Friday, August 22nd, 2008

Met my brother tonight in Istanbul, and his name is The Dawn. If you’re reading this hi welcome online. Just one of those not so surprising coincidences that make up our daily lives in SGI. The person I went to meet, Anna, brought him along, for company, security or to help his English I don’t know but I’m glad she did

Dolmus in Uzkadar

Dolmus in Uzkadar

as we are obviously going to be great friends and he put me on the dolmus home. No dolmus is not a food, although the connection with dolma is that it does mean ’stuffed’, but this time it is stuffed with people, and acts like a cheap taxi when it’s full it drives you to specific points, unless it breaks down as mine did of course. In that event the driver gets one of the other passengers to walk you home, and give you a handy pack of wipes for the journey home. I don’t actually speak Turkish, but Turkish people don’t care, they talk to you anyway.

To back track, I rendezvoused with Anna and TD at the ferry port in Kadikoy after some adventures getting on the wrong boat - but only because I was following an English speaking man who got on the wrong boat as well. We walked up the amazing jungle of streets and markets, and caught a taxi to her house. On the way, she asked if I knew Rhona, an English Buddhist she knows. My first thought was, yes of course Rhona is here, that’s what brought me to get in touch with this lot. My rational thoughts stopped this and thought , how could I possibly know every English Buddhist? Then the thought, but Rhona is an unusual name. Turned out it was our Rhona who first taught me to chant and inspired me to become a teacher of French, following in her footsteps. She’s here teaching English and French, which is what I’m just about to apply for a job doing.

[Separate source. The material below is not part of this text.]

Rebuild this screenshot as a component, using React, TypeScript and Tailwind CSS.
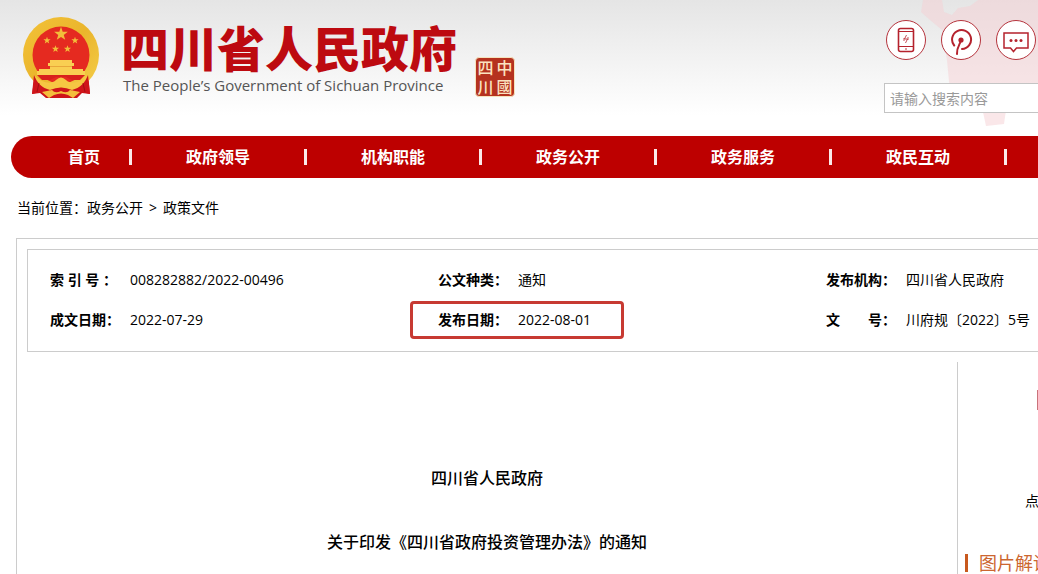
import type { ReactNode } from "react";

interface NavItem {
  label: string;
  href: string;
}

interface DocField {
  label: string;
  value: string;
  highlight?: boolean;
}

const navItems: NavItem[] = [
  { label: "政府领导", href: "#leaders" },
  { label: "机构职能", href: "#departments" },
  { label: "政务公开", href: "#open" },
  { label: "政务服务", href: "#services" },
  { label: "政民互动", href: "#interaction" },
];

const docRows: DocField[][] = [
  [
    { label: "索 引 号 ：", value: "008282882/2022-00496" },
    { label: "公文种类：", value: "通知" },
    { label: "发布机构：", value: "四川省人民政府" },
  ],
  [
    { label: "成文日期：", value: "2022-07-29" },
    { label: "发布日期：", value: "2022-08-01", highlight: true },
    { label: "文　　号：", value: "川府规〔2022〕5号" },
  ],
];

const STAR = "0,-10 2.35,-3.24 9.51,-3.09 3.8,1.24 5.88,8.09 0,4 -5.88,8.09 -3.8,1.24 -9.51,-3.09 -2.35,-3.24";

function Emblem() {
  return (
    <svg viewBox="0 0 78 82" className="h-[82px] w-[78px] shrink-0" aria-hidden="true">
      <defs>
        <linearGradient id="gold" x1="0" y1="0" x2="1" y2="1">
          <stop offset="0" stopColor="#f3c238" />
          <stop offset="0.5" stopColor="#eab52c" />
          <stop offset="1" stopColor="#f5cf4b" />
        </linearGradient>
      </defs>
      <path d="M13 57 L10 77 L18 76 L24 81 H55 L60 76 L68 77 L66 57 Z" fill="#c9141a" />
      <circle cx="39" cy="38" r="38" fill="url(#gold)" />
      <circle cx="39" cy="38" r="28.5" fill="#e52a20" />
      <g fill="#f2bd3a">
        <polygon points={STAR} transform="translate(39 17) scale(0.72)" />
        <polygon points={STAR} transform="translate(25 23.5) scale(0.38)" />
        <polygon points={STAR} transform="translate(53 23.5) scale(0.38)" />
        <polygon points={STAR} transform="translate(33.5 32) scale(0.38)" />
        <polygon points={STAR} transform="translate(45.5 32) scale(0.38)" />
      </g>
      <path d="M28 43 H50 V46 H52 V49 H50 V52 H61 V54 H63 V58 H15 V54 H17 V52 H28 V49 H26 V46 H28 Z" fill="#f9cf52" />
      <path d="M28 49.500 H50" stroke="#e8a83a" strokeWidth="1" />
      <path d="M15 58 H63 L58 63 H50 L44 60 H34 L28 63 H20 Z" fill="#d8201c" />
      <path d="M12 58 C20 66 29 68 34 63 Q39 58 44 63 C49 68 58 66 66 58 L62 69 C53 74 45 73 39 70 C33 73 25 74 16 69 Z" fill="#f6c643" />
      <path d="M12 58 L10 77 L18 75 L23 79 L28 73 C20 71 15 66 12 58 Z" fill="#cf141a" />
      <path d="M66 58 L68 77 L60 75 L55 79 L50 73 C58 71 63 66 66 58 Z" fill="#cf141a" />
      <path d="M28 73 Q39 68 50 73 L54 81 H24 Z" fill="#cf141a" />
      <path d="M20 75 L30 73 Q33 77 39 74 Q45 77 48 73 L58 75 L51 81 L46 78 Q39 75 32 78 L27 81 Z" fill="#f4bd3c" />
      <path d="M17 66 L15 75 M61 66 L63 75" stroke="#a30d13" strokeWidth="1" fill="none" />
    </svg>
  );
}

function Seal() {
  return (
    <div
      aria-label="中国四川"
      className="grid size-10 shrink-0 grid-cols-2 grid-rows-2 place-items-center rounded-sm border border-[#f5e3bd] bg-[#b5321f] text-base/4 font-medium text-[#fbe3c0]"
    >
      <span>四</span>
      <span>中</span>
      <span>川</span>
      <span>國</span>
    </div>
  );
}

// faint outline of the province behind the tools on the right
function ProvinceMap() {
  return (
    <svg viewBox="0 0 120 130" className="absolute top-0 right-0 h-[130px] w-[120px]" aria-hidden="true">
      <path
        d="M5 0 H24 L26 12 L34 15 L40 8 L52 6 L60 0 H120 V98 H92 L88 110 L86 124 L68 126 L65 112 L56 108 L48 100 L40 96 L32 92 L29 60 L24 30 L12 20 L3 12 Z"
        fill="#f5d0d4"
        opacity="0.5"
      />
    </svg>
  );
}

function RoundButton({ label, children }: { label: string; children: ReactNode }) {
  return (
    <button
      type="button"
      aria-label={label}
      className="flex size-10 shrink-0 items-center justify-center rounded-full border border-[#b5333c] bg-white text-[#b5222d]"
    >
      {children}
    </button>
  );
}

function Header() {
  return (
    <header className="relative flex h-[136px] items-start justify-between overflow-hidden bg-linear-to-b from-[#e5e5e5] to-white to-85%">
      <ProvinceMap />
      <div className="flex items-start pt-[17px] pl-[22px]">
        <Emblem />
        <div className="ml-[21px] pt-1 whitespace-nowrap">
          <h1 className="text-5xl/[56px] font-black text-[#bd0a10]">四川省人民政府</h1>
          <p className="pl-[2px] text-[15px]/4 text-[#555]">The People’s Government of Sichuan Province</p>
        </div>
        <div className="mt-10 ml-[18px]">
          <Seal />
        </div>
      </div>
      <div className="relative w-[154px] shrink-0 pt-5">
        <div className="flex gap-[15px] pl-[2px]">
          <RoundButton label="手机版">
            <svg viewBox="0 0 18 26" className="h-[26px] w-[18px]" fill="none" stroke="currentColor">
              <rect x="1.5" y="1.5" width="15" height="23" rx="2" strokeWidth="1.6" />
              <path d="M2 4.5 H16 M2 19.5 H16" strokeWidth="1.2" />
              <path d="M9.5 8 L7.5 12 H10.5 L8.500 16 M7 11 V14 M11 10 V13" strokeWidth="0.8" />
              <circle cx="9" cy="22" r="0.8" fill="currentColor" stroke="none" />
            </svg>
          </RoundButton>
          <RoundButton label="公众号">
            <svg viewBox="0 0 24 28" className="mt-1 h-7 w-6" fill="none" stroke="currentColor" strokeWidth="2" strokeLinecap="round">
              <path d="M5.2 17.5 A9.5 9.5 0 1 1 13 21" />
              <circle cx="12" cy="12" r="2.6" fill="currentColor" stroke="none" />
              <path d="M12 12 C11.500 16 7.500 19 8 26" />
            </svg>
          </RoundButton>
          <RoundButton label="留言">
            <svg viewBox="0 0 28 22" className="mt-1 h-[22px] w-7 shrink-0" fill="none" stroke="currentColor" strokeWidth="1.5">
              <path d="M2 2 H26 V17 H14.500 L11.500 20.500 L8.500 17 H2 Z" />
              <g fill="currentColor" stroke="none">
                <circle cx="9" cy="9.500" r="1.500" />
                <circle cx="14" cy="9.500" r="1.500" />
                <circle cx="19" cy="9.500" r="1.500" />
              </g>
            </svg>
          </RoundButton>
        </div>
        <input
          type="search"
          aria-label="搜索"
          placeholder="请输入搜索内容"
          className="mt-[23px] h-[30px] w-full border border-r-0 border-[#c4c4c4] bg-white pl-[5px] text-sm placeholder:text-[#999]"
        />
      </div>
    </header>
  );
}

function NavBar() {
  return (
    <nav className="ml-[11px] overflow-hidden rounded-l-full bg-[#bd0000] font-bold text-white">
      <ul className="flex h-[42px] items-center whitespace-nowrap">
        <li className="flex w-[121px] shrink-0 items-center justify-between pl-[57px]">
          <a href="#home">首页</a>
          <span className="h-4 w-[3px] bg-[#fbe9e9]" />
        </li>
        {navItems.map((item) => (
          <li key={item.label} className="flex w-[175px] shrink-0 items-center">
            <a href={item.href} className="flex-1 text-center">
              {item.label}
            </a>
            <span className="h-4 w-[3px] bg-[#fbe9e9]" />
          </li>
        ))}
      </ul>
    </nav>
  );
}

function DocInfo() {
  return (
    <div className="ml-[10px] overflow-hidden border border-r-0 border-[#ccc] pt-[10px] pb-[11px] pl-[22px]">
      <table className="w-full table-fixed text-left text-sm whitespace-nowrap">
        <colgroup>
          <col className="w-20" />
          <col className="w-[308px]" />
          <col className="w-20" />
          <col className="w-[308px]" />
          <col className="w-20" />
          <col />
        </colgroup>
        <tbody>
          {docRows.map((row) => (
            <tr key={row[0].label} className="h-10">
              {row.map((field) => [
                <th key={field.label} scope="row" className="relative p-0 font-bold">
                  {field.highlight && (
                    <span className="absolute top-px -left-7 h-[38px] w-[214px] rounded-sm border-3 border-[#c73a32]" />
                  )}
                  {field.label}
                </th>,
                <td key={field.value} className="p-0">
                  {field.value}
                </td>,
              ])}
            </tr>
          ))}
        </tbody>
      </table>
    </div>
  );
}

function Sidebar() {
  return (
    <aside className="w-[81px] shrink-0 overflow-hidden border-l border-[#ccc] pt-7 whitespace-nowrap">
      <div className="ml-auto h-5 w-px bg-[#c9737b]" />
      <p className="mt-[81px] pl-[67px] text-sm/5">点</p>
      <h2 className="mt-[42px] flex items-center gap-[11px] pl-[7px] text-lg/5 text-[#cc6630]">
        <span className="h-[18px] w-[3px] shrink-0 bg-[#c8591e]" />
        图片解读
      </h2>
    </aside>
  );
}

export default function App() {
  return (
    <div className="h-screen overflow-hidden bg-white font-['Open_Sans','Noto_Sans_CJK_SC',sans-serif] text-black">
      <Header />
      <NavBar />
      <div className="flex h-[60px] items-center gap-[6px] pl-[17px] text-sm">
        <span>
          当前位置：<a href="#open">政务公开</a>
        </span>
        <span>&gt;</span>
        <a href="#policy">政策文件</a>
      </div>
      <main className="ml-4 border-t border-l border-[#ccc] pt-[10px]">
        <DocInfo />
        <div className="mt-[10px] flex">
          <article className="flex-1 space-y-8 pt-[100px] pb-8 text-center text-base/8 font-medium">
            <p>四川省人民政府</p>
            <p>关于印发《四川省政府投资管理办法》的通知</p>
          </article>
          <Sidebar />
        </div>
      </main>
    </div>
  );
}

She will be surprised - can’t get rid of me that easily Rhona!!

Anna has so many connections with me, she’s French, she lived in Newcastle, her mother lives in Manosque…. when will it end?

After a chant, TD and I came back on dolmus taxi to Taksim Square, where I have managed to avoid up to now. It is madness, full of parties, live music and people who are not drunk but having a good time. By the way we did some experimentation with not drinking. If you go out for the evening but don’t drink, you end up feeling drunk anyway, but minus the hangover, and the cost. It is the night out relaxing with friends that makes you feel high my friends, not the alcohol after all.

That’s where TD put me in the dolmus, who drove past Topkapi Palace which is pictured here in daylight, with the Bosphoros Bridge behind, pretty eh? And the bridge is good too. He pulled in for some petrol just before he broke down, which is where he picked up the guy who walked me back. Travelling round Istanbul is so easy, and there is so much choice, but it took one and a half hours to get back. Friday traffic is bad, not going to the Mosque though oh no, going dancing.